Alabanza: New and Selected Poems 1982-2002
Author: Martín Espada
Publisher: W. W. Norton (2004)
Alabanza is a twenty-year collection charting the emergence of Martín Espada as the preeminent Latino lyric voice of his generation. "Alabanza" means "praise" in Spanish, and Espada praises the people Whitman called "them the others are down upon": the African slaves who brought their music to Puerto Rico; a prison inmate provoking brawls so he could write poetry in solitary confinement; a janitor and his solitary strike; Espada's own father, who was jailed in Mississippi for refusing to go to the back of the bus. The poet bears witness to death and rebirth at the ruins of a famine village in Ireland, a town plaza in México welcoming a march of Zapatista rebels, and the courtroom where he worked as a tenant lawyer. The title poem pays homage to the immigrant food-service workers who lost their lives in the attack on the World Trade Center. From the earliest out-of-print work to the seventeen new poems included here, Espada celebrates the American political imagination and the resilience of human dignity. Alabanza is the epic vision of a writer who, in the words of Russell Banks, "is one of the handful of American poets who are forging a new American language, one that tells the unwritten history of the continent, speaks truth to power, and sings songs of selves we can no longer silence." An American Library Association Notable Book of 2003 and a 2003 New York Public Library Book to Remember.

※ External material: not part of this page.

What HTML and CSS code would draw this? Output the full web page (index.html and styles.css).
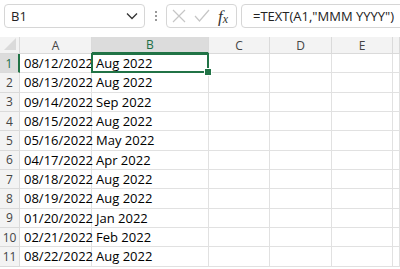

"To read this work is to be struck breathless, and surely, to come away changed."
"Martín Espada is the Pablo Neruda of North American authors. If it was up to me, I'd select him as the Poet Laureate of the United States."
"With these new and selected poems, you can grasp how powerful a poet Espada is―his range, his compassion, his astonishing images, his sense of history, his knowledge of the lives on the underbelly of cities, his bright anger, his tenderness, his humor. "
"Espada's poems are not just clarion calls to the heart and conscience, but also wonderfully crafted gems."
"A passionate, readable poetry that makes [Espada] arguably the most important 'minority' U.S. poet since Langston Hughes."
"Neruda is dead, but if Alabanza is any clue, his ghost lives through a poet named Martín Espada."